Welcome to planet easy ~ Ham Pie Sandwiches

11 July 2007

Welcome to planet easy

This is the pita trick. It consists of people being 1. totally, irrevocably sick of normal delivery and/or frozen pizza and 2. unwilling to make the effort to make an actual pizza crust. Said people then 3. get some pitas and 4. use them as the pizza crust instead. They turn out 5. thin, crispy and perfect.

Ready? Ok.

You need pita and things to put on said pita. Nearly anything will work: zucchini, feta, red onion and walnuts, for example. We were doing fairly traditional pizza, so here are my things: (I cannot STAND the word "toppings", how about you?)

tomato sauce
garlic
olive oil
oregano
basil
mushrooms
jalapeño
mozzarella
parmesan
parsley

You can of course make an actual serious pizza sauce to put on said pitas, but what good is that if your ultimate goal is lazy sustenance? That said, we always have actual decent tomato puree in the house, as opposed to grody brand corn syrup nonsense.

Each pita gets some olive oil first. Olive oil. Then it gets some tomato, a little more olive oil, some garlic, and some basil and oregano. It is always a good idea to add some salt to canned tomato anything, to take away the tinny taste, but in this case I forgot. It didn't really matter, though, since I had plenty of salty cheese.

I made two kinds of pita: mushroom and jalapeño. The mushroom got lots of mozzarella and parmesan; the jalapeño got only a little of each. This worked admirably. Then I sprinkled on a little crushed parsley, previously fresh but dried out over a week, and stuck the business in the oven at 425F.

It only takes a few minutes for these to heat, melt, and brown on top. Check them after five minutes or so, or as soon as you start to smell everything turn delicious.

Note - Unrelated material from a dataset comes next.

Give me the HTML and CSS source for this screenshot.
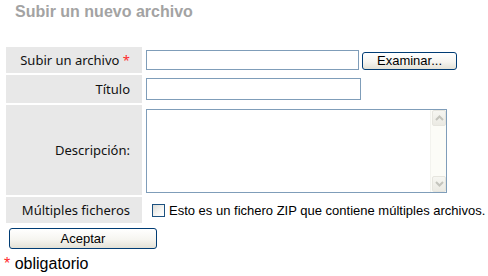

For dessert, have some of these:

PLUMS. Also a little apricot. This one came off a tree at the side of the road during my week of 30-mile commute. There is nothing like fruit off the trees at the side of the road, especially when they're clearly just accidental trees at the side of the county road from which you can pick fruit with impunity. The plums, in contrast, came from the store, since our neighbors already picked all the plums off our apartment complex trees and made them into two huge batches of jam, two jars of which we now have in our greedy, conniving hands. Er, pantry.